Syrian media reports the city was retaken with the help of Russian air strikes, displaying images of warplanes and helicopters in action, along with troops and armored vehicles bearing down on the city.
The BBC reports these claims appear to be supported by the London-based Syrian Observatory for Human Rights, which said regime forces had to advance slowly because ISIS booby-trapped the city with mines.
The Associated Press reports Syrian reporters embedded with government military forces broadcasting from the entrance to the city, and reporting that “as of midday Thursday, the fighting was concentrated near the archaeological site on the southwestern edge of the town.” Gunfire and explosions could be heard in the background during these segments.
A Syrian soldier had a message for ISIS during one broadcast: “You will be crushed under the feet of the Syrian Arab Army.”

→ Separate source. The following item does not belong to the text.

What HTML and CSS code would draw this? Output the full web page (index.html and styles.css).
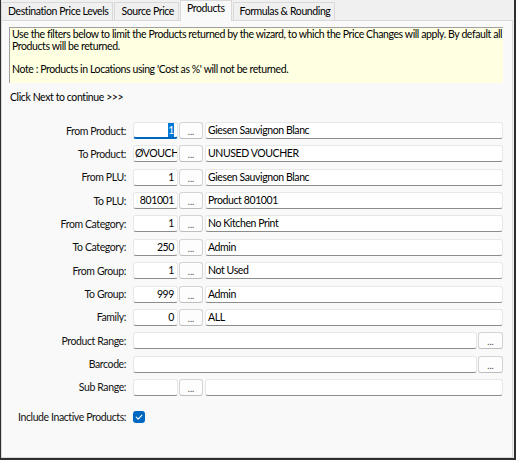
FILE: index.html
```html
<!DOCTYPE html>
<html>
<head>
<meta charset="utf-8">
<link rel="stylesheet" href="styles.css">
</head>
<body>
<div class="window">
  <div class="tabs">
    <div class="tab">Destination Price Levels</div>
    <div class="tab">Source Price</div>
    <div class="tab active">Products</div>
    <div class="tab">Formulas &amp; Rounding</div>
  </div>
  <div class="panel">
    <div class="note">Use the filters below to limit the Products returned by the wizard, to which the Price Changes will apply. By default all<br>Products will be returned.<br><br>Note : Products in Locations using 'Cost as %' will not be returned.</div>
    <div class="next">Click Next to continue &gt;&gt;&gt;</div>
    <div class="form">
      <div class="row"><div class="label">From Product:</div><div class="field code focused"><span class="sel">1</span></div><div class="btn">...</div><div class="field desc">Giesen Sauvignon Blanc</div></div>
      <div class="row"><div class="label">To Product:</div><div class="field code left">ØVOUCH</div><div class="btn">...</div><div class="field desc">UNUSED VOUCHER</div></div>
      <div class="row"><div class="label">From PLU:</div><div class="field code">1</div><div class="btn">...</div><div class="field desc">Giesen Sauvignon Blanc</div></div>
      <div class="row"><div class="label">To PLU:</div><div class="field code">801001</div><div class="btn">...</div><div class="field desc">Product 801001</div></div>
      <div class="row"><div class="label">From Category:</div><div class="field code">1</div><div class="btn">...</div><div class="field desc">No Kitchen Print</div></div>
      <div class="row"><div class="label">To Category:</div><div class="field code">250</div><div class="btn">...</div><div class="field desc">Admin</div></div>
      <div class="row"><div class="label">From Group:</div><div class="field code">1</div><div class="btn">...</div><div class="field desc">Not Used</div></div>
      <div class="row"><div class="label">To Group:</div><div class="field code">999</div><div class="btn">...</div><div class="field desc">Admin</div></div>
      <div class="row"><div class="label">Family:</div><div class="field code">0</div><div class="btn">...</div><div class="field desc">ALL</div></div>
      <div class="row"><div class="label">Product Range:</div><div class="field wide"></div><div class="btn btn-end">...</div></div>
      <div class="row"><div class="label">Barcode:</div><div class="field wide"></div><div class="btn btn-end">...</div></div>
      <div class="row"><div class="label">Sub Range:</div><div class="field code"></div><div class="btn">...</div><div class="field desc"></div></div>
      <div class="row check-row"><div class="label">Include Inactive Products:</div>
        <div class="checkbox"><svg width="12" height="12" viewBox="0 0 12 12"><path d="M3.2 6.2 L5.2 8.1 L8.9 4.1" fill="none" stroke="#fff" stroke-width="1.1" stroke-linecap="round" stroke-linejoin="round"/></svg></div>
      </div>
    </div>
  </div>
</div>
</body>
</html>
```
FILE: styles.css
```css
* { box-sizing: border-box; }
html, body { margin: 0; padding: 0; }
body {
  font-family: Lato, "Liberation Sans", sans-serif;
  font-size: 10.5px;
  letter-spacing: -0.4px;
  color: #000;
  background: #f0f0f0;
}
.window {
  width: 516px;
  height: 460px;
  background: #f0f0f0;
  border-left: 1px solid #2e2e2e;
  border-right: 2px solid #2e2e2e;
  border-bottom: 2px solid #2e2e2e;
  display: flex;
  flex-direction: column;
}
.tabs {
  height: 21px;
  display: flex;
  align-items: flex-end;
  gap: 1px;
  padding-left: 0;
  margin-bottom: -1px;
}
.tab {
  height: 19px;
  padding: 2px 4px 0 6px;
  border: 1px solid #d9d9d9;
  border-bottom: none;
  background: #f0f0f0;
  white-space: nowrap;
  line-height: 13px;
}
.active {
  height: 21px;
  padding-top: 1px;
  padding-left: 6px;
  padding-right: 6px;
  background: #f9f9f9;
  position: relative;
  z-index: 1;
}
.panel {
  flex: 1;
  margin-right: 1px;
  background: #f9f9f9;
  border: 1px solid #d9d9d9;
  padding: 6px 9px 0 7px;
}
.note {
  height: 56px;
  background: #ffffe1;
  border-top: 1px solid #a0a0a0;
  border-left: 1px solid #a0a0a0;
  padding: 1px 0 0 2px;
  line-height: 11.6px;
  white-space: nowrap;
  overflow: hidden;
}
.next {
  margin-top: 8px;
  padding-left: 1px;
  line-height: 13px;
}
.form {
  margin-top: 18px;
  display: flex;
  flex-direction: column;
  gap: 6.36px;
}
.row {
  display: flex;
  align-items: center;
  height: 17px;
}
.label {
  width: 117px;
  margin-right: 7px;
  text-align: right;
  white-space: nowrap;
  color: #111;
}
.field {
  height: 17px;
  background: #fff;
  border: 1px solid #e8e8e8;
  border-bottom: 1px solid #8c8c8c;
  border-radius: 3px;
  padding: 0 2px;
  line-height: 15px;
  white-space: nowrap;
  overflow: hidden;
}
.code {
  width: 45px;
  text-align: right;
  padding-right: 3px;
}
.left {
  text-align: left;
  padding-left: 1px;
}
.focused {
  border-bottom: 2px solid #0067c0;
  line-height: 14px;
}
.sel {
  background: #0078d7;
  color: #fff;
  padding: 1px 0;
}
.desc {
  flex: 1;
  margin-left: 2px;
}
.wide {
  flex: 1;
}
.btn {
  width: 24px;
  height: 17px;
  margin-left: 1px;
  border: 1px solid #d4d4d4;
  border-bottom-color: #bdbdbd;
  border-radius: 3px;
  background: #fdfdfd;
  color: #444;
  font-size: 9px;
  letter-spacing: 0;
  text-align: center;
  line-height: 17px;
}
.btn-end {
  width: 25px;
}
.check-row {
  margin-top: 8px;
  height: 13px;
}
.checkbox {
  width: 12px;
  height: 12px;
  background: #0067c0;
  border-radius: 3px;
  display: flex;
}
```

However, the AP quotes other sources who denied the Syrian military has actually entered Palmyra, with one activist claiming those regime media reports were actually coming from an area about three miles outside the city limits, and the local governor saying the army was still preparing its approaches into Palmyra for an “overwhelming victory” that might come within the next 48 hours. Lebanese television news reported that Syrian forces have secured only the western edge of the city.
The Syrian Observatory for Human Rights told the AP that Syrian troops and allied Shiite militia are encountering stiff resistance from ISIS, which has lost some 200 militants since the big push to drive them from Palmyra began 17 days ago.